Forgiveness happens over and over for us from God. We began this Eucharist again asking for forgiveness and we received it. This is just an example of the frequency of God’s forgiveness to us and is a testimony to God’s infinite mercy. In response we individuals and the church must be witnesses to the mercy God offers all human beings. How do we do this? We believers bestow forgiveness as freely as we have received it. Surely that would be a sign that the God of mercy is present and active in our midst.
Forgiveness isn’t easy. Each time we gather for Eucharist we pray the Lord’s Prayer, not because we are models of forgiveness, but as a prayer that asks the grace from God to forgive as we have been forgiven. Right after we pray the Lord’s Prayer we ask they Jesus speak a healing word to us ("Lord I am not worthy that you should come under my roof, say but the word and my soul shall be healed.") Then we offer one another peace and, as if to emphasize what we are receiving, we pray three times, "Lamb of God you take away the sins of the world, have mercy on us." And God does just that, again and again, bestows mercy just by our asking for it. Then we come forward to receive the living Christ, and the gift of his Spirit which enables us to mirror our merciful God by forgiving others as we have been forgiven."

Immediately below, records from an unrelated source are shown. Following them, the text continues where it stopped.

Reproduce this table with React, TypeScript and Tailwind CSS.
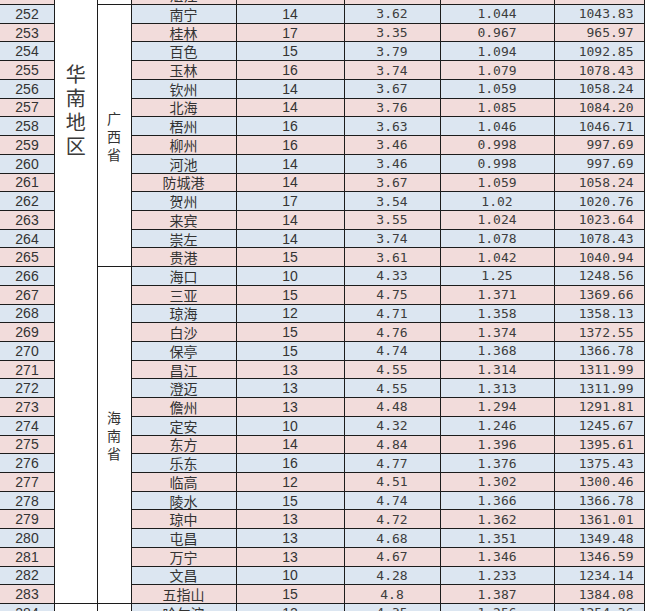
import React from "react";

type Row = [number, string, string, string, string, string];

const rows: Row[] = [
  [251, "湛江", "14", "3.91", "1.125", "1124.67"],
  [252, "南宁", "14", "3.62", "1.044", "1043.83"],
  [253, "桂林", "17", "3.35", "0.967", "965.97"],
  [254, "百色", "15", "3.79", "1.094", "1092.85"],
  [255, "玉林", "16", "3.74", "1.079", "1078.43"],
  [256, "钦州", "14", "3.67", "1.059", "1058.24"],
  [257, "北海", "14", "3.76", "1.085", "1084.20"],
  [258, "梧州", "16", "3.63", "1.046", "1046.71"],
  [259, "柳州", "16", "3.46", "0.998", "997.69"],
  [260, "河池", "14", "3.46", "0.998", "997.69"],
  [261, "防城港", "14", "3.67", "1.059", "1058.24"],
  [262, "贺州", "17", "3.54", "1.02", "1020.76"],
  [263, "来宾", "14", "3.55", "1.024", "1023.64"],
  [264, "崇左", "14", "3.74", "1.078", "1078.43"],
  [265, "贵港", "15", "3.61", "1.042", "1040.94"],
  [266, "海口", "10", "4.33", "1.25", "1248.56"],
  [267, "三亚", "15", "4.75", "1.371", "1369.66"],
  [268, "琼海", "12", "4.71", "1.358", "1358.13"],
  [269, "白沙", "15", "4.76", "1.374", "1372.55"],
  [270, "保亭", "15", "4.74", "1.368", "1366.78"],
  [271, "昌江", "13", "4.55", "1.314", "1311.99"],
  [272, "澄迈", "13", "4.55", "1.313", "1311.99"],
  [273, "儋州", "13", "4.48", "1.294", "1291.81"],
  [274, "定安", "10", "4.32", "1.246", "1245.67"],
  [275, "东方", "14", "4.84", "1.396", "1395.61"],
  [276, "乐东", "16", "4.77", "1.376", "1375.43"],
  [277, "临高", "12", "4.51", "1.302", "1300.46"],
  [278, "陵水", "15", "4.74", "1.366", "1366.78"],
  [279, "琼中", "13", "4.72", "1.362", "1361.01"],
  [280, "屯昌", "13", "4.68", "1.351", "1349.48"],
  [281, "万宁", "13", "4.67", "1.346", "1346.59"],
  [282, "文昌", "10", "4.28", "1.233", "1234.14"],
  [283, "五指山", "15", "4.8", "1.387", "1384.08"],
  [284, "哈尔滨", "12", "4.35", "1.256", "1254.36"],
];

const sans = "font-['Liberation_Sans',Arial,sans-serif]";
const mono = "font-['DejaVu_Sans_Mono','Liberation_Mono',monospace]";
const cjk = "font-['Noto_Sans_CJK_SC','Noto_Sans',sans-serif]";

function VChars({ text, className }: { text: string; className: string }) {
  return (
    <div className={`flex flex-col items-center ${className}`}>
      {text.split("").map((c, i) => (
        <span key={i}>{c}</span>
      ))}
    </div>
  );
}

export default function App() {
  return (
    <div className="w-[648px] h-[611px] overflow-hidden bg-white">
      <div className="mt-[-13.7px] w-fit grid grid-cols-[54px_41.5px_33px_104px_107px_95px_113px_89px] grid-rows-[repeat(34,17.72px)] gap-px bg-[#1c1c1c] pr-px text-[#333]">
        {/* region column */}
        <div className="col-start-2 row-start-1 row-span-33 bg-white flex justify-center pt-[76px]">
          <VChars text="华南地区" className={`${cjk} text-[20px] leading-[24px] text-[#3a3a3a]`} />
        </div>
        <div className="col-start-2 row-start-34 bg-white" />
        {/* province column */}
        <div className="col-start-3 row-start-1 bg-white" />
        <div className="col-start-3 row-start-2 row-span-14 bg-white flex items-center justify-center">
          <VChars text="广西省" className={`${cjk} text-[14px] leading-[18px]`} />
        </div>
        <div className="col-start-3 row-start-16 row-span-18 bg-white flex items-center justify-center">
          <VChars text="海南省" className={`${cjk} text-[14px] leading-[18px]`} />
        </div>
        <div className="col-start-3 row-start-34 bg-white" />

        {rows.map((r) => {
          const bg = r[0] % 2 === 0 ? "bg-[#dce6f1]" : "bg-[#f2dcdb]";
          return (
            <React.Fragment key={r[0]}>
              <div className={`${bg} ${sans} text-[14px] flex items-center justify-center leading-none`}>{r[0]}</div>
              <div className={`${bg} ${cjk} text-[14px] flex items-center justify-center leading-none`}>{r[1]}</div>
              <div className={`${bg} ${sans} text-[14px] flex items-center justify-center leading-none`}>{r[2]}</div>
              <div className={`${bg} ${mono} text-[13px] flex items-center justify-center leading-none text-[#3d3d3d]`}>{r[3]}</div>
              <div className={`${bg} ${mono} text-[13px] flex items-center justify-center leading-none text-[#3d3d3d]`}>{r[4]}</div>
              <div className={`${bg} ${mono} text-[13px] flex items-center justify-end pr-[10px] leading-none text-[#3d3d3d]`}>{r[5]}</div>
            </React.Fragment>
          );
        })}
      </div>
    </div>
  );
}
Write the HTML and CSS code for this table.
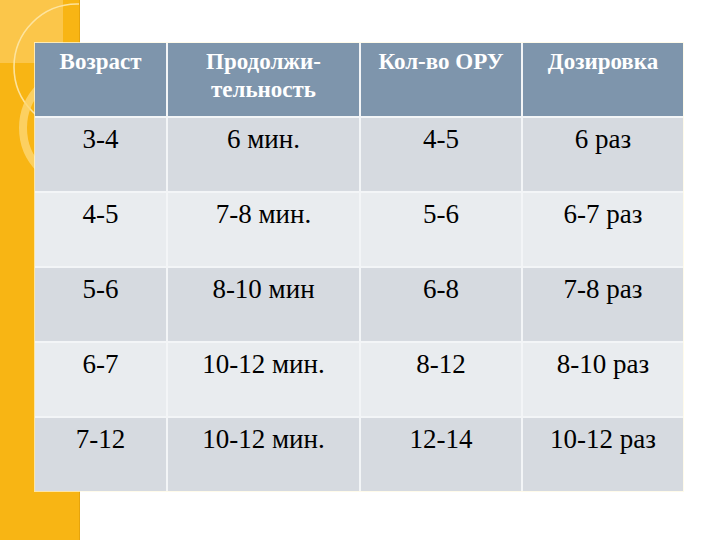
FILE: index.html
```html
<!DOCTYPE html>
<html lang="ru">
<head>
<meta charset="utf-8">
<link rel="stylesheet" href="styles.css">
</head>
<body>
<div class="slide">
  <svg class="strip" width="80" height="540" viewBox="0 0 80 540" aria-hidden="true">
    <rect x="0" y="0" width="80" height="540" fill="#f8b514"/>
    <rect x="0" y="0" width="63" height="63" fill="#fcc954" opacity="0.85"/>
    <circle cx="77" cy="67" r="63" fill="none" stroke="#fde7a8" stroke-width="1.6" opacity="0.9"/>
    <circle cx="81" cy="128" r="58" fill="none" stroke="#fcd774" stroke-width="8" opacity="0.8"/>
    <line x1="79.5" y1="0" x2="79.5" y2="540" stroke="#e6a40c" stroke-width="1"/>
  </svg>
  <div class="table">
    <p class="cell head">Возраст</p>
    <p class="cell head">Продолжи-<br>тельность</p>
    <p class="cell head">Кол-во ОРУ</p>
    <p class="cell head">Дозировка</p>

    <p class="cell odd">3-4</p>
    <p class="cell odd">6 мин.</p>
    <p class="cell odd">4-5</p>
    <p class="cell odd">6 раз</p>

    <p class="cell even">4-5</p>
    <p class="cell even">7-8 мин.</p>
    <p class="cell even">5-6</p>
    <p class="cell even">6-7 раз</p>

    <p class="cell odd">5-6</p>
    <p class="cell odd">8-10 мин</p>
    <p class="cell odd">6-8</p>
    <p class="cell odd">7-8 раз</p>

    <p class="cell even">6-7</p>
    <p class="cell even">10-12 мин.</p>
    <p class="cell even">8-12</p>
    <p class="cell even">8-10 раз</p>

    <p class="cell odd">7-12</p>
    <p class="cell odd">10-12 мин.</p>
    <p class="cell odd">12-14</p>
    <p class="cell odd">10-12 раз</p>
  </div>
</div>
</body>
</html>
```
FILE: styles.css
```css
html, body {
  margin: 0;
  padding: 0;
  background: #ffffff;
}
.slide {
  position: relative;
  width: 720px;
  height: 540px;
  overflow: hidden;
  background: #ffffff;
  padding: 43px 0 0 35px;
  box-sizing: border-box;
}
.strip {
  position: absolute;
  left: 0;
  top: 0;
}
.table {
  position: relative;
  display: grid;
  grid-template-columns: 131px 191px 160px 160px;
  grid-template-rows: repeat(6, 73px);
  gap: 2px;
  width: 648px;
  background: #f3f5f7;
  box-shadow: 0 0 0 1px rgba(255, 250, 225, 0.7);
}
.cell {
  margin: 0;
  font-family: "Times New Roman", "Liberation Serif", serif;
  font-size: 27px;
  line-height: 32px;
  text-align: center;
  color: #000000;
  padding-top: 5px;
  box-sizing: border-box;
}
.head {
  background: #7e95ac;
  color: #ffffff;
  font-weight: bold;
  font-size: 23px;
  line-height: 28px;
  padding-top: 5px;
}
.odd {
  background: #d6dae0;
}
.even {
  background: #e9ecef;
}
```
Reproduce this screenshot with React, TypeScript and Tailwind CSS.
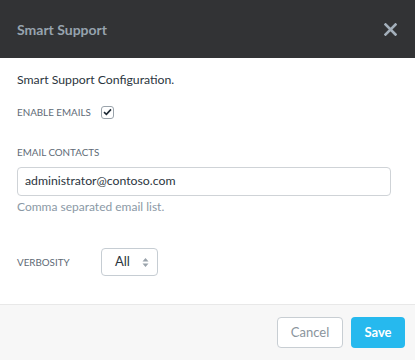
import React from "react";

export default function App() {
  return (
    <div className="w-[415px] h-[360px] bg-white flex flex-col overflow-hidden" style={{ fontFamily: "Lato, 'Open Sans', sans-serif" }}>
      <div className="h-[58px] shrink-0 bg-[#323335] flex items-center justify-between pl-[17px] pr-[18px]">
        <div className="text-[14px] font-bold text-[#97a3ae]">Smart Support</div>
        <svg width="13" height="13" viewBox="0 0 13 13" className="text-[#a3afba]">
          <path d="M1.5 1.5 L11.5 11.5 M11.5 1.5 L1.5 11.5" stroke="currentColor" strokeWidth="2.6" strokeLinecap="square" />
        </svg>
      </div>
      <div className="flex-1 flex flex-col px-[17px] pt-[14px]">
        <div className="text-[12.25px] text-[#2b3540] leading-[16px]">Smart Support Configuration.</div>
        <div className="flex items-center mt-[16px] h-[16px]">
          <span className="text-[9.8px] text-[#5e6a76] w-[84px]">ENABLE EMAILS</span>
          <span className="w-[13px] h-[13px] rounded-[3px] border border-[#9aa3ab] flex items-center justify-center">
            <svg width="9" height="8" viewBox="0 0 9 8">
              <path d="M1 4.2 L3.4 6.4 L8 1.4" fill="none" stroke="#1f2a35" strokeWidth="1.6" />
            </svg>
          </span>
        </div>
        <div className="text-[9.8px] text-[#5e6a76] mt-[25px] leading-[14px]">EMAIL CONTACTS</div>
        <div className="mt-[8px] h-[29px] w-[374px] border border-[#cfd3d7] rounded-[4px] flex items-center px-[7px] text-[12.25px] text-[#2b3540]">administrator@contoso.com</div>
        <div className="mt-[3px] text-[12px] text-[#8b99a6] leading-[16px]">Comma separated email list.</div>
        <div className="flex items-center mt-[33px]">
          <span className="text-[9.8px] text-[#5e6a76] w-[84px]">VERBOSITY</span>
          <div className="w-[57px] h-[28px] border border-[#c6cdd3] rounded-[4px] flex items-center pl-[13px] pr-[8px] justify-between">
            <span className="text-[13px] text-[#2b3540]">All</span>
            <svg width="7" height="11" viewBox="0 0 7 11">
              <path d="M0.5 4.5 L3.5 1 L6.5 4.5 Z M0.5 6.5 L3.5 10 L6.5 6.5 Z" fill="#9aa3ab" />
            </svg>
          </div>
        </div>
      </div>
      <div className="h-[56px] shrink-0 bg-[#f7f7f7] border-t border-[#e8e8e8] flex items-center justify-end gap-[8px] pr-[10px]">
        <button className="w-[66px] h-[31px] rounded-[4px] border border-[#c8ced3] bg-white text-[13px] text-[#8a949c]">Cancel</button>
        <button className="w-[54px] h-[31px] rounded-[4px] bg-[#26b9ee] text-[13px] font-bold text-white">Save</button>
      </div>
    </div>
  );
}
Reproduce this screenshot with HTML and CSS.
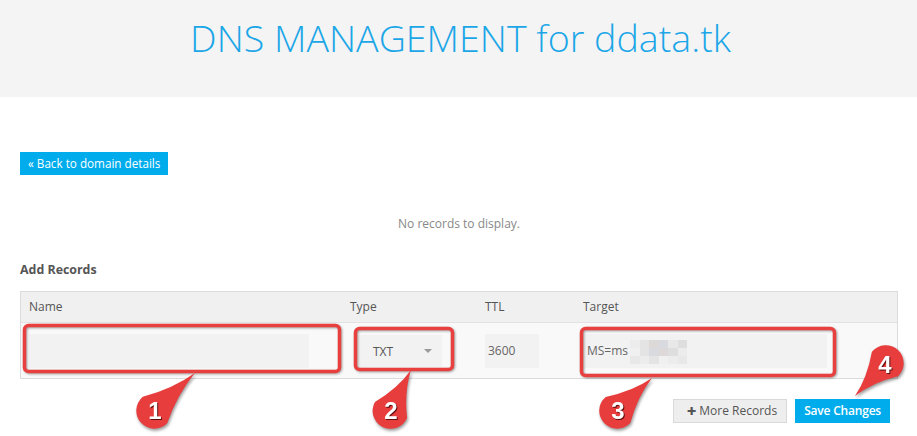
FILE: index.html
```html
<!DOCTYPE html>
<html lang="en">
<head>
<meta charset="utf-8">
<title>DNS Management</title>
<link rel="stylesheet" href="styles.css">
</head>
<body>
<header class="hero">
  <h1 class="hero-title">DNS MANAGEMENT for ddata.tk</h1>
</header>
<main class="content">
  <div class="back-row"><a class="btn btn-primary btn-back" href="#">« Back to domain details</a></div>
  <p class="empty">No records to display.</p>
  <h2 class="section-title">Add Records</h2>
  <div class="records">
    <div class="records-head">
      <div class="cell">Name</div>
      <div class="cell">Type</div>
      <div class="cell">TTL</div>
      <div class="cell">Target</div>
    </div>
    <div class="records-row">
      <div class="cell"><div class="field field-name"></div></div>
      <div class="cell"><div class="select"><span>TXT</span><span class="caret"></span></div></div>
      <div class="cell"><div class="field field-ttl">3600</div></div>
      <div class="cell"><div class="field field-target">MS=ms<span class="blur"><i class="b1"></i><i class="b2"></i><i class="b3"></i><i class="b4"></i><i class="b5"></i><i class="b6"></i><i class="b7"></i><i class="b2"></i><i class="b4"></i><i class="b3"></i><i class="b6"></i><i class="b1"></i><i class="b5"></i><i class="b1"></i><i class="b2"></i><i class="b7"></i><i class="b1"></i><i class="b5"></i></span></div></div>
    </div>
  </div>
  <div class="actions">
    <a class="btn btn-default" href="#"><span class="plus">✚</span> More Records</a>
    <a class="btn btn-primary btn-save" href="#">Save Changes</a>
  </div>
</main>
<svg class="annotations" width="917" height="436" viewBox="0 0 917 436" aria-hidden="true">
  <g class="boxes">
    <rect x="24.5" y="325.5" width="315" height="46" rx="4"/>
    <rect x="355.5" y="328.5" width="97" height="41" rx="4"/>
    <rect x="581.5" y="328.5" width="253" height="47" rx="4"/>
  </g>
  <g class="pins">
    <path d="M142.8,396.8 Q172.6,388.9 195,373 Q177.4,394.1 167.2,423.2 A18,18 0 1,1 142.8,396.8 Z"/>
    <path d="M374.9,402 Q397.8,388.4 411,370 Q404.2,391.6 407.1,418 A18,18 0 1,1 374.9,402 Z"/>
    <path d="M605.7,396.9 Q632.5,391.4 652,378 Q637.5,396.6 630.3,423.1 A18,18 0 1,1 605.7,396.9 Z"/>
    <path d="M898.1,376.3 Q872.6,382.5 855,396 Q867.4,377.5 871.9,351.7 A18,18 0 1,1 898.1,376.3 Z"/>
  </g>
  <g class="nums">
    <text x="155" y="418.5">1</text>
    <text x="391" y="418.5">2</text>
    <text x="618" y="418.5">3</text>
    <text x="885" y="372.5">4</text>
  </g>
</svg>
</body>
</html>
```
FILE: styles.css
```css
* { box-sizing: border-box; }
html, body { margin: 0; padding: 0; }
body {
  font-family: "Open Sans", "Liberation Sans", sans-serif;
  font-size: 12px;
  color: #555;
  background: #fff;
  width: 917px;
  height: 436px;
  overflow: hidden;
  position: relative;
}
.hero {
  height: 97px;
  background: #f4f4f4;
  padding-top: 12px;
}
.hero-title {
  margin: 0;
  text-align: center;
  font-weight: 300;
  font-size: 37.6px;
  line-height: 52px;
  color: #1ba6e8;
  padding-left: 4px;
}
.content {
  padding: 0 19px 0 20px;
}
.back-row {
  margin-top: 55px;
  display: flex;
}
.btn {
  display: inline-block;
  text-decoration: none;
  font-size: 12px;
  line-height: 24px;
  height: 24px;
  padding: 0 9px;
  white-space: nowrap;
}
.btn-primary {
  background: #00acec;
  color: #fff;
}
.btn-back {
  height: 23px;
  line-height: 23px;
  padding: 0 8px 0 8px;
  font-size: 11.7px;
}
.empty {
  margin: 40px 0 0;
  text-align: center;
  line-height: 18px;
  color: #888;
}
.section-title {
  margin: 28px 0 0;
  font-size: 12.4px;
  font-weight: 700;
  line-height: 18px;
  color: #555;
}
.records {
  margin-top: 12px;
  border: 1px solid #dcdcdc;
}
.records-head, .records-row {
  display: grid;
  grid-template-columns: 321px 135px 98px 1fr;
}
.records-head {
  background: #f0f0f0;
  border-bottom: 1px solid #e2e2e2;
}
.records-head .cell {
  padding: 6px 8px;
  line-height: 18px;
  color: #555;
}
.records-row {
  background: #f9f9f9;
}
.records-row .cell {
  padding: 11px 8px 10px;
  display: flex;
  align-items: center;
}
.field {
  height: 34px;
  background: #f2f2f2;
  line-height: 34px;
  padding: 0 3px;
  color: #666;
  display: flex;
  align-items: center;
}
.field-name { width: 280px; }
.field-ttl { width: 54px; }
.field-target { width: 244px; padding: 0 4px; }
.blur {
  display: inline-grid;
  grid-template-columns: repeat(6, 9.5px);
  grid-auto-rows: 8px;
  margin-left: 2px;
  margin-top: 2px;
}
.blur i { display: block; }
.b1 { background: #ececec; }
.b2 { background: #e4e4e4; }
.b3 { background: #dcd9d8; }
.b4 { background: #d9dadf; }
.b5 { background: #e8e8e8; }
.b6 { background: #dedede; }
.b7 { background: #f0f0f0; }
.select {
  margin-left: 8px;
  width: 84px;
  height: 32px;
  background: #f2f2f2;
  display: flex;
  align-items: center;
  justify-content: space-between;
  padding: 0 10px 0 15px;
  color: #555;
}
.caret {
  width: 0;
  height: 0;
  border-left: 4px solid transparent;
  border-right: 4px solid transparent;
  border-top: 4px solid #9a9a9a;
}
.actions {
  display: flex;
  justify-content: flex-end;
  gap: 8px;
  margin-top: 20px;
  padding-right: 8px;
}
.btn-default {
  background: #eeeeee;
  border: 1px solid #d9d9d9;
  line-height: 22px;
  color: #555;
  padding: 0 9px 0 13px;
}
.btn-save { font-weight: 600; padding: 0 9px; letter-spacing: -0.2px; }
.plus { font-size: 11px; color: #555; }
.annotations {
  position: absolute;
  left: 0;
  top: 0;
  pointer-events: none;
}
.boxes rect {
  fill: none;
  stroke: #e8403f;
  stroke-width: 3.5;
  filter: drop-shadow(1px 1.5px 1px rgba(0,0,0,0.35));
}
.pins path {
  fill: #e83d3d;
  filter: drop-shadow(1px 2px 1.5px rgba(0,0,0,0.4));
}
.nums text {
  fill: #fff;
  font-family: "Liberation Sans", Arial, sans-serif;
  font-weight: 700;
  font-size: 24px;
  text-anchor: middle;
  paint-order: stroke;
  filter: drop-shadow(1px 1px 0 rgba(60,0,0,0.8));
}
```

These days of racial violence and abuse call us to question the possibility of forgiveness when so many have been victimized and abused. We cannot dismiss this suffering with platitudes like "Forgive and forget." We must remember the horrors others have suffered so we don’t repeat them. Documentaries and commemorations have reminded us of the words and example of Dr. Martin Luther King Jr. This prophet of the Civil Rights Movement challenged white people to acknowledge our complicity in racism and the part we have played in contributing to the oppression, pain and suffering of our Black sisters and brothers. He encouraged us to ask for forgiveness and then to do something to bring about the new order Jesus promised when he proclaimed, "The Kingdom of Heaven is at hand."